Somut olayda, aracın kayden maliki davalı ...Ş olup, davalı, aracın kazadan önce dava dışı ... Oto Kiralama A.Ş"ye uzun süreli kiralanmış olduğunu savunmuş ve buna ilişkin olarak kira sözleşmesini delil olarak ibraz etmiştir.

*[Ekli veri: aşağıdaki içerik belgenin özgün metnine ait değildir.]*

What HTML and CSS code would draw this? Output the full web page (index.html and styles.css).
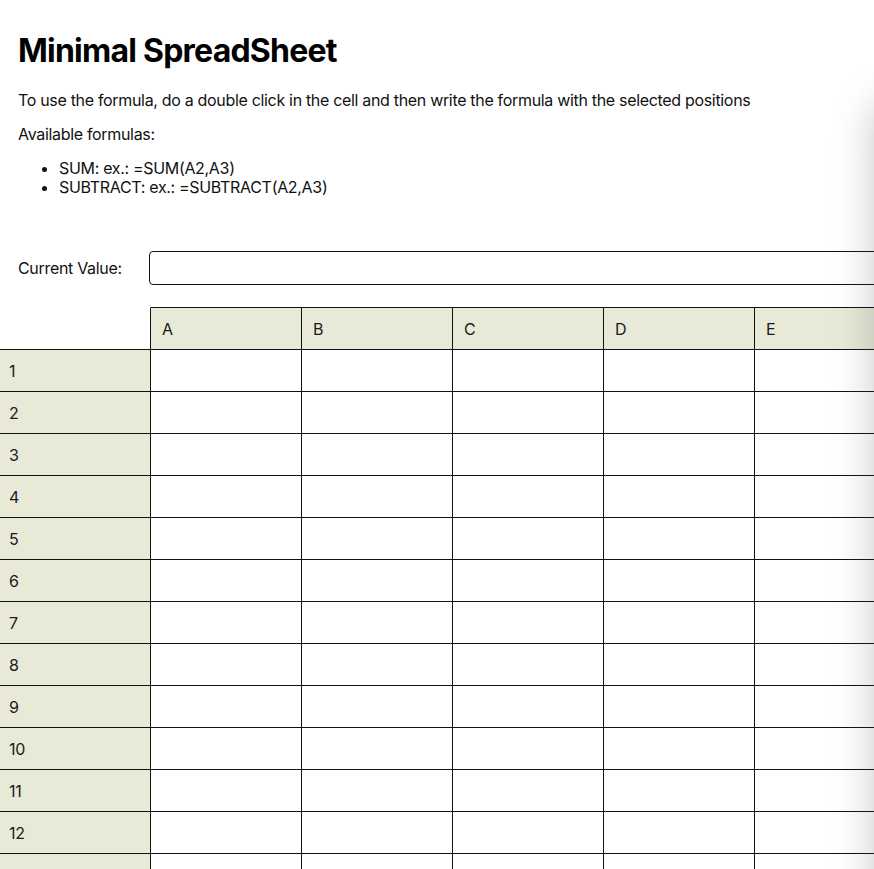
FILE: index.html
```html
<!DOCTYPE html>
<html lang="en">
<head>
<meta charset="utf-8">
<title>Minimal SpreadSheet</title>
<link rel="stylesheet" href="styles.css">
</head>
<body>
<div class="page">
  <div class="intro">
    <h1 class="title">Minimal SpreadSheet</h1>
    <p class="text">To use the formula, do a double click in the cell and then write the formula with the selected positions</p>
    <p class="text">Available formulas:</p>
    <ul class="formulas">
      <li>SUM: ex.: =SUM(A2,A3)</li>
      <li>SUBTRACT: ex.: =SUBTRACT(A2,A3)</li>
    </ul>
    <div class="current">
      <label class="current-label" for="cv">Current Value:</label>
      <input class="current-input" id="cv" type="text">
    </div>
  </div>
  <div class="sheet">
    <div class="cell corner"></div>
    <div class="cell col-head">A</div>
    <div class="cell col-head">B</div>
    <div class="cell col-head">C</div>
    <div class="cell col-head">D</div>
    <div class="cell col-head">E</div>
    <div class="cell col-head">F</div>

    <div class="cell row-head">1</div><div class="cell"></div><div class="cell"></div><div class="cell"></div><div class="cell"></div><div class="cell"></div><div class="cell"></div>
    <div class="cell row-head">2</div><div class="cell"></div><div class="cell"></div><div class="cell"></div><div class="cell"></div><div class="cell"></div><div class="cell"></div>
    <div class="cell row-head">3</div><div class="cell"></div><div class="cell"></div><div class="cell"></div><div class="cell"></div><div class="cell"></div><div class="cell"></div>
    <div class="cell row-head">4</div><div class="cell"></div><div class="cell"></div><div class="cell"></div><div class="cell"></div><div class="cell"></div><div class="cell"></div>
    <div class="cell row-head">5</div><div class="cell"></div><div class="cell"></div><div class="cell"></div><div class="cell"></div><div class="cell"></div><div class="cell"></div>
    <div class="cell row-head">6</div><div class="cell"></div><div class="cell"></div><div class="cell"></div><div class="cell"></div><div class="cell"></div><div class="cell"></div>
    <div class="cell row-head">7</div><div class="cell"></div><div class="cell"></div><div class="cell"></div><div class="cell"></div><div class="cell"></div><div class="cell"></div>
    <div class="cell row-head">8</div><div class="cell"></div><div class="cell"></div><div class="cell"></div><div class="cell"></div><div class="cell"></div><div class="cell"></div>
    <div class="cell row-head">9</div><div class="cell"></div><div class="cell"></div><div class="cell"></div><div class="cell"></div><div class="cell"></div><div class="cell"></div>
    <div class="cell row-head">10</div><div class="cell"></div><div class="cell"></div><div class="cell"></div><div class="cell"></div><div class="cell"></div><div class="cell"></div>
    <div class="cell row-head">11</div><div class="cell"></div><div class="cell"></div><div class="cell"></div><div class="cell"></div><div class="cell"></div><div class="cell"></div>
    <div class="cell row-head">12</div><div class="cell"></div><div class="cell"></div><div class="cell"></div><div class="cell"></div><div class="cell"></div><div class="cell"></div>
    <div class="cell row-head">13</div><div class="cell"></div><div class="cell"></div><div class="cell"></div><div class="cell"></div><div class="cell"></div><div class="cell"></div>
    <div class="cell row-head">14</div><div class="cell"></div><div class="cell"></div><div class="cell"></div><div class="cell"></div><div class="cell"></div><div class="cell"></div>
  </div>
</div>
<div class="edge-shadow"></div>
</body>
</html>
```

FILE: styles.css
```css
html, body {
  margin: 0;
  padding: 0;
  overflow: hidden;
  background: #ffffff;
}

body {
  font-family: Inter, "Noto Sans", "Liberation Sans", sans-serif;
  font-size: 16px;
  letter-spacing: -0.02em;
  color: #111111;
}

.page {
  width: 1100px;
}

.intro {
  padding: 32px 18px 0 18px;
}

.title {
  margin: 0 0 21px 0;
  font-size: 32px;
  font-weight: 700;
  letter-spacing: -0.024em;
  color: #000000;
  line-height: 38px;
}

.text {
  margin: 0 0 15px 0;
  line-height: 19px;
}

.formulas {
  margin: 0;
  padding-left: 41px;
  line-height: 19px;
}

.current {
  display: flex;
  align-items: center;
  margin-top: 54px;
}

.current-label {
  width: 131px;
  flex: none;
}

.current-input {
  width: 760px;
  height: 34px;
  box-sizing: border-box;
  border: 1px solid #111111;
  border-radius: 4px;
  background: transparent;
  font: inherit;
  padding: 0 8px;
}

.sheet {
  margin-top: 22px;
  display: grid;
  grid-template-columns: repeat(7, 151px);
  grid-template-rows: 43px;
  grid-auto-rows: 42px;
}

.cell {
  box-sizing: border-box;
  border-right: 1px solid #111111;
  border-bottom: 1px solid #111111;
  display: flex;
  align-items: center;
  padding-left: 9px;
  color: #1a1a1a;
}

.corner {
  border-top: 1px solid transparent;
  background: #ffffff;
}

.col-head {
  border-top: 1px solid #111111;
  background: #e9e9d8;
  padding-left: 11px;
}

.row-head {
  background: #e9e9d8;
}

.edge-shadow {
  position: fixed;
  top: 100px;
  left: 878px;
  width: 60px;
  height: 2000px;
  border-radius: 30px;
  box-shadow: 0 0 40px 4px rgba(80, 80, 90, 0.32);
  pointer-events: none;
}
```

Mahkemece ibraz edilen sözleşmenin adi nitelikte olduğu aracın kiralanmasına ve işletenlik sıfatının devrine ilişkin davalı tarafından başka bir delil sunulmadığı gerekçesiyle husumet itirazının dikkate alınmadığı belirtilmiş ise de; davalı tarafından yargılamanın değişik aşamalarında bu hususun ispatı için ... Oto Kiralama ...nin ticari defterlerin yerinde incelenmesi talebi olmuş bu talep hakkında mahkemece bir karar verilmemiştir.
Yukarıda açıklanan yasal düzenlemeler de gözönünde bulundurularak, davalı ile dava dışı ihbar olunan ... Oto Kiralama A.Ş. arasındaki kiralama sözleşmesi dikkate alınarak, taraflar arasında tanzim edilen kira sözleşmesinin uzun süreli ve 3. kişileri bağlayacak güçte bir kira sözleşmesi olup olmadığı, aracın teslim edilip edilmediği, araç üzerinde fiili hakimiyet ve ekonomik yararlanma olup olmadığı, kira sözleşmesinin ve kira bedelinin Maliye ve Vergi Dairelerine bildirilip bildirilmediği, kira bedellerinin ödenip ödenmediğinin, gerektiğinde davalı malik ve kiracının ticari defter ve kayıtları üzerinde bilirkişi marifetiyle inceleme yaptırılmak suretiyle kira sözleşmesinin belirtilen bu deliller ile fatura ve cari hesap hareketleri gibi yan delillerle desteklenip desteklenmediği, davalının işletenlik sıfatının devam edip etmediği hususları tartışılarak varılacak uygun sonuca göre bir karar verilmesi gerekirken eksik araştırma ve inceleme ile yazılı olduğu şekilde karar verilmesi doğru görülmemiştir.
SONUÇ: Yukarıda (1)nolu bentte açıklanan nedenlerle davalı ... şirketi vekili ve sigortalı araç sürücüsü vekilinin yerinde görülmeyen sair temyiz itirazlarının reddine, davalı ... şirketi vekili ve sigortalı araç sürücüsü vekilinin (2) nolu bentte açıklanan nedenlerle, davalı ...nin (3) nolu bentte açıklanan nedenlerle temyiz itirazlarının kabulü ile verilen hükmün BOZULMASINA, peşin alınan harcın istek halinde temyiz eden davalılara geri verilmesine 25.04.2018 tarihinde oybirliğiyle karar verildi.